Temperature
control is a process in which the temperature of an object is measured and the
passage of heat energy into or out of the object is adjusted to achieve a desired
temperature. A thermostat is a simple example
for a closed control loop: It constantly measures the current temperature and
controls the heater's valve setting to increase or decrease the room temperature
according the user-defined setting. A simple method switches the heater or cooler
either completely on, or completely off, and an overshoot and undershoot of the
controlled temperature must be expected. A more expensive method varies the amount
of heat or cooling provided by the heater or cooler depending on the difference
between the required temperature (the "setpoint") and the actual temperature.
This minimizes over/undershoot. This process is called PID and is implemented
using a PID Controller A proportional-integral-derivative
controller (PID controller) is a common feedback loop component in industrial
control systems (see also control theory). The
controller takes a measured value from a process or other apparatus and compares
it with a reference setpoint value. The difference (or "error" signal)
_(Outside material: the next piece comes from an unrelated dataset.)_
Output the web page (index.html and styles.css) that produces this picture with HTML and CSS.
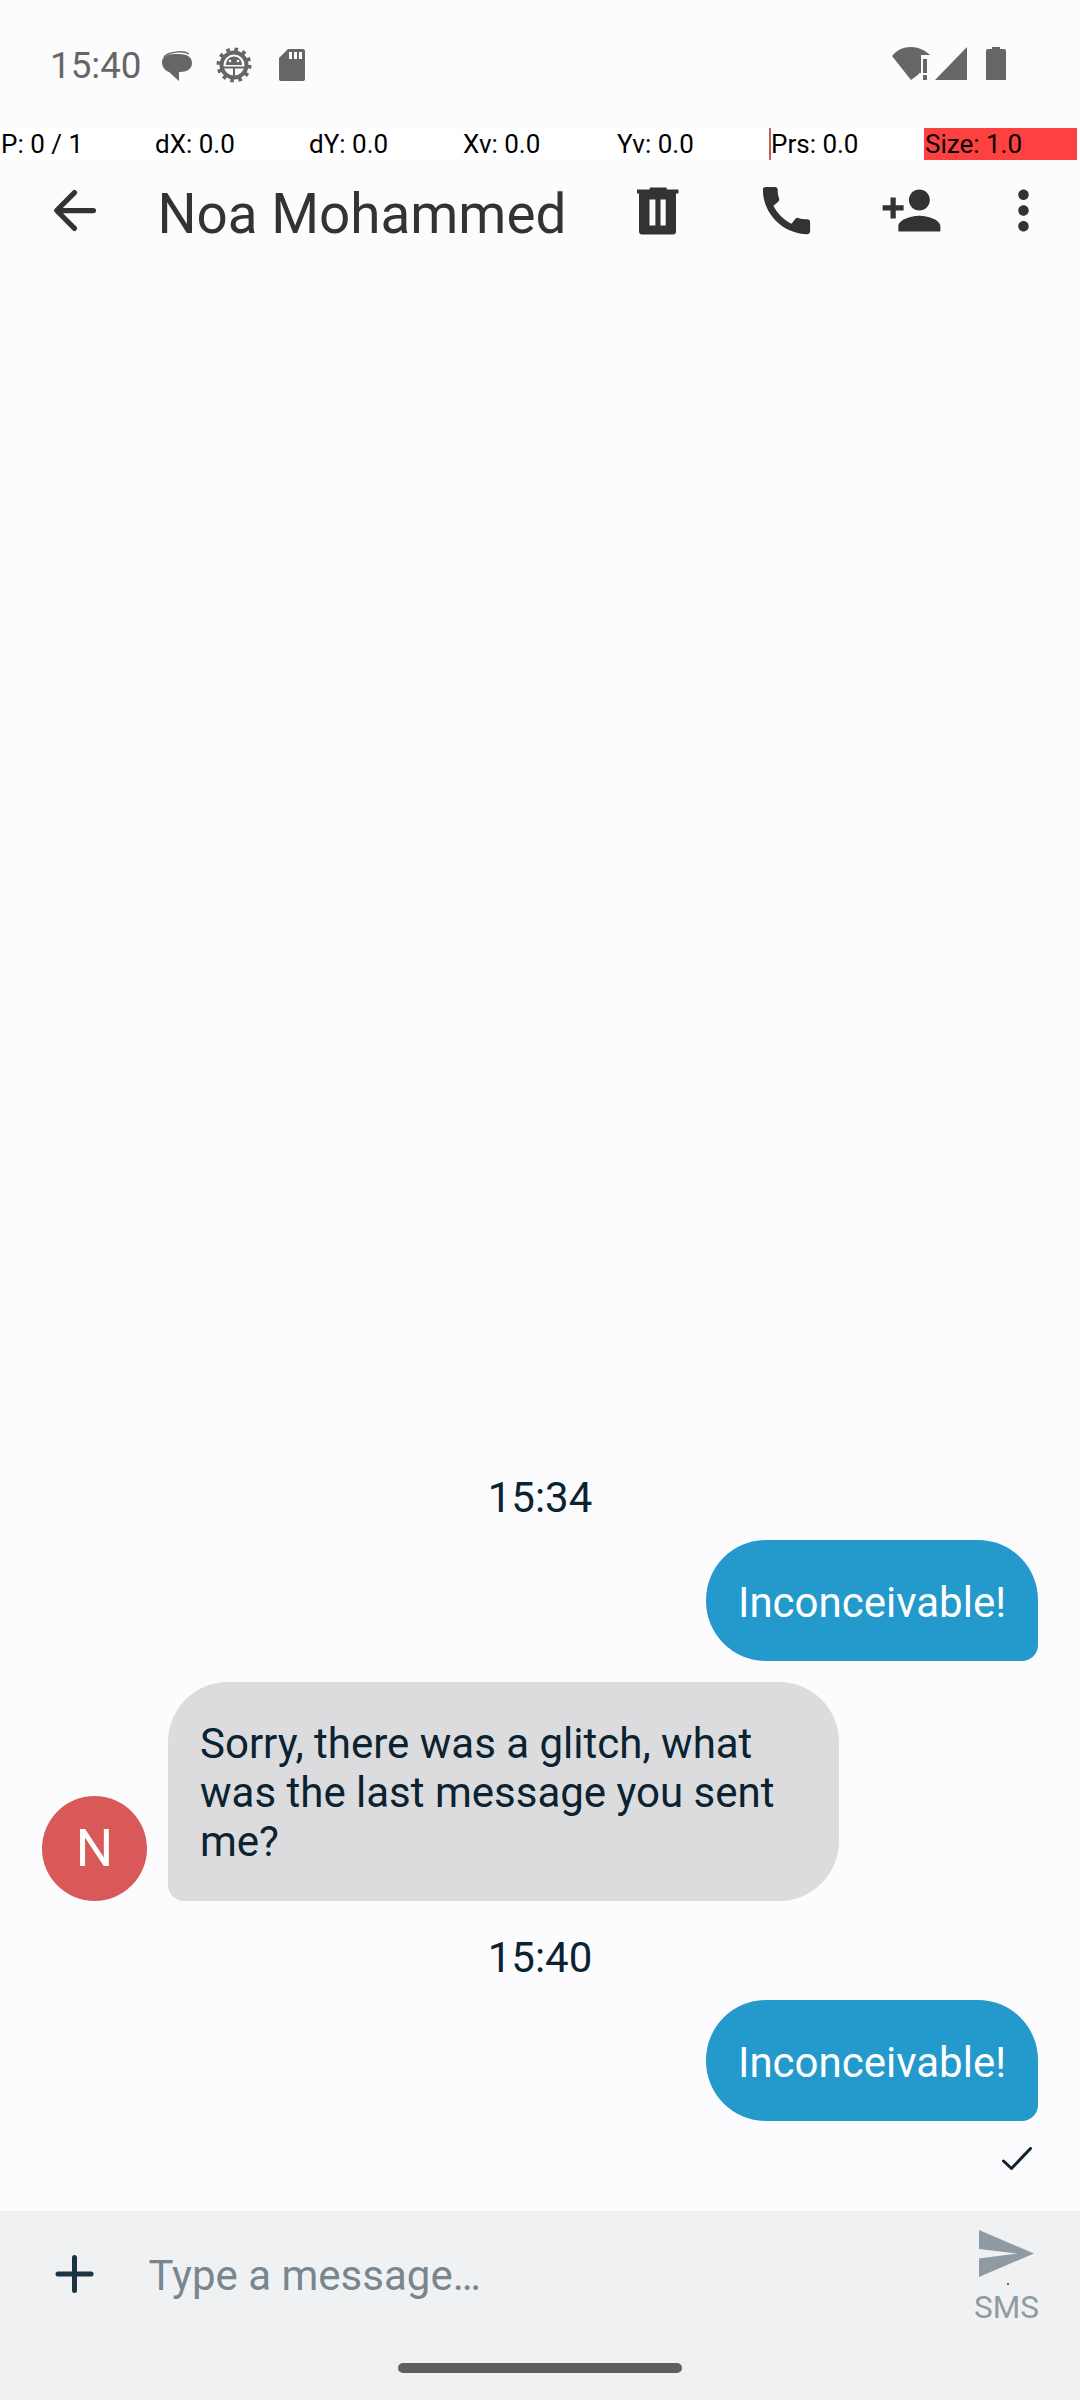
FILE: index.html
```html
<!DOCTYPE html>
<html lang="en">
<head>
    <meta charset="UTF-8">
    <meta name="viewport" content="width=device-width, initial-scale=1.0">
    <title>Noa Mohammed</title>
    <link rel="stylesheet" href="styles.css">
</head>
<body>
    <div class="phone">
        <!-- status bar -->
        <div class="status-bar">
            <span class="status-time">15:40</span>
            <svg class="st-chat" viewBox="0 0 31 30"><path d="M3 6C7 1 22 -1 28 3" fill="none" stroke="#666" stroke-width="1.500"/><path d="M1 11C1 6 6 3 14 3h4c8 0 13 3 13 9s-5 9-12 9h-1v9L8 21C3 19 1 15 1 11z" fill="#666"/></svg>
            <svg class="st-gear" viewBox="0 0 36 36">
                <circle cx="18" cy="18" r="12.500" fill="#fcfcff" stroke="#666" stroke-width="4"/>
                <circle cx="18" cy="18" r="15.500" fill="none" stroke="#666" stroke-width="4" stroke-dasharray="3.600 4.510"/>
                <path d="M8 19.500h20v2H8zM17 21h2v9h-2zM10 18c0-5 3.500-8.500 8-8.500s8 3.500 8 8.500z" fill="#666"/>
                <circle cx="14" cy="14" r="1.300" fill="#fcfcff"/><circle cx="22" cy="14" r="1.300" fill="#fcfcff"/>
            </svg>
            <svg class="st-sd" viewBox="0 0 26 32"><path d="M9 0h15a2 2 0 0 1 2 2v28a2 2 0 0 1-2 2H2a2 2 0 0 1-2-2V9z" fill="#666"/><path d="M10 3h3v7h-3zM15 3h3v7h-3zM20 3h3v7h-3z" fill="#fcfcff"/></svg>
            <span class="status-spacer"></span>
            <svg class="st-wifi" viewBox="0 0 38 33"><path d="M0 9C5 3 11 0 19 0c7 0 14 3 19 8h-9v18l-2 0v1l-8 6z" fill="#666"/><path d="M31 12h4v14h-4zM31 28h4v5h-4z" fill="#666"/></svg>
            <svg class="st-signal" viewBox="0 0 32 33"><path d="M32 0v33H0z" fill="#666"/></svg>
            <svg class="st-battery" viewBox="0 0 20 33"><path d="M6 0h8v2h4a2 2 0 0 1 2 2v29H0V4a2 2 0 0 1 2-2h4z" fill="#666"/></svg>
        </div>

        <!-- pointer location overlay -->
        <div class="pointer-strip">
            <span class="cell">P: 0 / 1</span>
            <span class="cell">dX: 0.0</span>
            <span class="cell">dY: 0.0</span>
            <span class="cell">Xv: 0.0</span>
            <span class="cell">Yv: 0.0</span>
            <span class="cell cell-prs">Prs: 0.0</span>
            <span class="cell cell-size">Size: 1.0</span>
        </div>

        <!-- toolbar -->
        <header class="toolbar">
            <svg class="icon back" viewBox="0 0 24 24"><path d="M19.200 12H5.400M12 5.200 5.200 12l6.800 6.800" fill="none" stroke="#333" stroke-width="2" stroke-linecap="round" stroke-linejoin="round"/></svg>
            <h1 class="title">Noa Mohammed</h1>
            <svg class="icon act-delete" viewBox="0 0 63 63"><path d="M11.500 10.500h12l.5-2h16.500l.5 2h11a.5.5 0 0 1 .5.500v3a.5.5 0 0 1-.5.500H11.500a.5.5 0 0 1-.5-.5v-3a.5.5 0 0 1 .5-.5zM13 14.500h37v38a3 3 0 0 1-3 3H16a3 3 0 0 1-3-3z" fill="#333"/><path d="M23.500 20.500h5.900v26h-5.900zM34.500 20.500h5.200v26h-5.200z" fill="#fcfcff"/></svg>
            <svg class="icon act-call" viewBox="0 0 24 24"><path d="M20.010 15.380c-1.230 0-2.420-.2-3.530-.56-.35-.12-.74-.03-1.010.24l-1.570 1.970c-2.830-1.350-5.480-3.900-6.890-6.830l1.950-1.660c.27-.28.35-.67.24-1.020-.37-1.110-.56-2.300-.56-3.530 0-.54-.45-.99-.99-.99H4.190C3.650 3 3 3.240 3 3.990 3 13.280 10.730 21 20.010 21c.71 0 .99-.63.99-1.180v-3.450c0-.54-.45-.99-.99-.99z" fill="#333"/></svg>
            <svg class="icon act-person" viewBox="0 0 24 24"><path d="M15 12c2.210 0 4-1.790 4-4s-1.790-4-4-4-4 1.790-4 4 1.790 4 4 4zm-9-2V7H4v3H1v2h3v3h2v-3h3v-2H6zm9 4c-2.670 0-8 1.340-8 4v2h16v-2c0-2.660-5.330-4-8-4z" fill="#333"/></svg>
            <svg class="icon act-more" viewBox="0 0 24 24"><path d="M12 8c1.100 0 2-.9 2-2s-.9-2-2-2-2 .9-2 2 .9 2 2 2zm0 2c-1.100 0-2 .9-2 2s.9 2 2 2 2-.9 2-2-.9-2-2-2zm0 6c-1.100 0-2 .9-2 2s.9 2 2 2 2-.9 2-2-.9-2-2-2z" fill="#333"/></svg>
        </header>

        <!-- conversation -->
        <main class="thread">
            <div class="stamp">15:34</div>
            <div class="msg msg-out"><div class="bubble bubble-out">Inconceivable!</div></div>
            <div class="msg msg-in">
                <div class="avatar">N</div>
                <div class="bubble bubble-in">Sorry, there was a glitch, what was the last message you sent me?</div>
            </div>
            <div class="stamp stamp-second">15:40</div>
            <div class="msg msg-out"><div class="bubble bubble-out">Inconceivable!</div></div>
            <div class="delivered">
                <svg class="check" viewBox="0 0 30 23"><path d="M1.500 14 9.500 21.500 28.500 1.500" fill="none" stroke="#0f2230" stroke-width="3" stroke-linecap="round" stroke-linejoin="round"/></svg>
            </div>
        </main>

        <!-- composer -->
        <footer class="composer">
            <div class="composer-row">
                <svg class="icon attach" viewBox="0 0 63 63"><path d="M31.500 14.500v33M15 31h33" fill="none" stroke="#1c3341" stroke-width="5" stroke-linecap="round"/></svg>
                <span class="placeholder">Type a message…</span>
                <div class="send">
                    <svg class="send-icon" viewBox="0 0 55 47"><path d="M0 0 55 23.500 0 47V28.500L38 23.500 0 19z" fill="#8f9ba3"/></svg>
                    <span class="send-label">SMS</span>
                    <span class="touch-dot"></span>
                </div>
            </div>
            <div class="nav-handle"></div>
        </footer>
    </div>
</body>
</html>
```

FILE: styles.css
```css
:root {
    --page-bg: #fcfcff;
    --ink: #0b2230;
    --icon-dark: #333333;
    --muted: #8f9ba3;
}

* {
    box-sizing: border-box;
}

html, body {
    margin: 0;
    padding: 0;
}

body {
    font-family: Roboto, "Liberation Sans", sans-serif;
    background-color: var(--page-bg);
    color: var(--ink);
}

.phone {
    width: 1080px;
    height: 2400px;
    display: flex;
    flex-direction: column;
    overflow: hidden;
}

/* status bar */
.status-bar {
    height: 128px;
    flex-shrink: 0;
    display: flex;
    align-items: flex-start;
    padding: 47px 74px 0 50px;
    color: #666666;
}

.status-time {
    font-size: 36.75px;
    line-height: 36px;
    margin-top: 1px;
}

.status-spacer { flex: 1; }

.st-chat { width: 31px; height: 30px; margin: 4px 0 0 19px; }
.st-gear { width: 36px; height: 36px; margin: 0 0 0 24px; }
.st-sd { width: 26px; height: 32px; margin: 2px 0 0 27px; }
.st-wifi { width: 38px; height: 33px; }
.st-signal { width: 32px; height: 33px; margin-left: 5px; }
.st-battery { width: 20px; height: 33px; margin-left: 19px; }

/* pointer strip */
.pointer-strip {
    height: 32px;
    flex-shrink: 0;
    display: grid;
    grid-template-columns: repeat(7, 154px);
    font-size: 26px;
    line-height: 32px;
    color: #000000;
}

.cell {
    background-color: #ffffff;
    margin-right: 1px;
    padding-left: 1px;
    white-space: nowrap;
}

.cell-prs {
    position: relative;
}

.cell-prs::before {
    content: "";
    position: absolute;
    left: -1px;
    top: 0;
    width: 1.5px;
    height: 32px;
    background-color: #c06060;
}

.cell-size {
    background-color: #ff4040;
}

/* toolbar */
.toolbar {
    height: 100px;
    flex-shrink: 0;
    display: flex;
    align-items: center;
    padding: 0 25.5px 0 42.5px;
}

.icon {
    width: 63px;
    height: 63px;
    flex-shrink: 0;
    display: block;
}

.title {
    flex: 1;
    margin: 8px 0 0 52px;
    font-size: 54.8px;
    font-weight: 400;
    color: var(--icon-dark);
    white-space: nowrap;
}

.act-call { margin-left: 65.5px; }
.act-person { margin-left: 62px; }
.act-more { margin-left: 49px; }

/* conversation */
.thread {
    flex: 1;
    display: flex;
    flex-direction: column;
    justify-content: flex-end;
    padding: 0 42px;
    font-size: 42px;
    line-height: 49px;
}

.stamp {
    text-align: center;
    height: 49px;
    margin-bottom: 20px;
    padding-top: 2px;
}

.stamp-second {
    margin-top: 30px;
}

.msg {
    display: flex;
    align-items: flex-end;
}

.msg-out {
    justify-content: flex-end;
}

.msg-in {
    margin-top: 21px;
}

.bubble {
    padding: 38px 32px 34px;
    white-space: pre-wrap;
}

.bubble-out {
    background-color: #239acb;
    color: #ffffff;
    border-radius: 60px 60px 16px 60px;
}

.bubble-in {
    width: 671px;
    margin-left: 21px;
    padding: 37px 32px 35px;
    background-color: #dcdcde;
    border-radius: 60px 60px 60px 16px;
}

.avatar {
    width: 105px;
    height: 105px;
    flex-shrink: 0;
    border-radius: 50%;
    background-color: #d95959;
    color: #ffffff;
    font-size: 52.5px;
    line-height: 105px;
    text-align: center;
}

.delivered {
    display: flex;
    justify-content: flex-end;
    height: 90px;
    padding: 26px 6px 0 0;
}

.check {
    width: 30px;
    height: 23px;
}

/* composer */
.composer {
    height: 189px;
    flex-shrink: 0;
    background-color: #f0f1f3;
    position: relative;
}

.composer-row {
    display: flex;
    align-items: flex-start;
    padding: 19px 41px 0 42.5px;
}

.attach {
    margin-top: 13px;
}

.placeholder {
    flex: 1;
    margin: 0 0 0 43px;
    padding-top: 21px;
    font-size: 42px;
    line-height: 49px;
    color: #78868f;
}

.send {
    display: flex;
    flex-direction: column;
    align-items: center;
    position: relative;
}

.send-icon {
    width: 55px;
    height: 47px;
}

.send-label {
    margin-top: 15px;
    font-size: 31.5px;
    line-height: 32px;
    color: var(--muted);
}

.touch-dot {
    position: absolute;
    left: 33px;
    top: 53px;
    width: 2px;
    height: 2px;
    background-color: #e53030;
}

.nav-handle {
    position: absolute;
    left: 398px;
    top: 152px;
    width: 284px;
    height: 10px;
    border-radius: 5px;
    background-color: #5f5f5f;
}
```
is then used to adjust some input to the process in order to bring the process'
measured value to its desired setpoint. Unlike simpler controllers, the PID can
adjust process outputs based on the history and rate of change of the error signal,
which gives more accurate and stable control. In contrast to more complex algorithms
such as optimal control theory, PID controllers can often be adjusted without
advanced mathematics. However, pushing robustness and performance to the limits
requires a good understanding of the theory and controlled process. Control
loop basics
The purpose of a control loop is to automate what an intelligent
operator with a gauge and a control knob would do. The operator would read a gauge
showing the output measurement of a process, and use the knob to adjust the input
of the process (the "action") until the process's output measurement
stabilizes at the desired value on the gauge. The position of the needle on the
gauge is a "measurement" of the "process value" or "process
variable". The desired value on the gauge is called a "setpoint"
(also called "set value"). The difference between the gauge's needle
and the setpoint is the "error". A
control loop consists of three parts: Measurement
by a sensor connected to the process (or the "plant"),
Decision
in a controller element,
Action through an output device ("actuator")
such as a control valve.
As the controller reads a sensor, it subtracts this
measurement from the "setpoint" to determine the "error".
It then uses the error to calculate a correction to the process's input variable
(the "action") so that this correction will remove the error from the
process's output measurement. For example:
suppose a water tank is used to supply water for use in several parts of a plant,
and it is necessary to keep the water level constant. A sensor would measure the
height of water in the tank, producing the measurement, and continuously feed
this data to the controller. The controller would have a setpoint of (for example)
half full. The controller would have its output (the action) connected to a valve
controlling the water feed. The controller would use the measurement of the level
to calculate how to manipulate the control valve to maintain the desired level. A
controller can be used to control any measurable variable which can be affected
by manipulating some other process variable. For example, it can be used to control
temperature, pressure, flow rate, chemical composition, speed, or other variables.
Automobile cruise control is an example of a process outside of industry which
utilizes control. |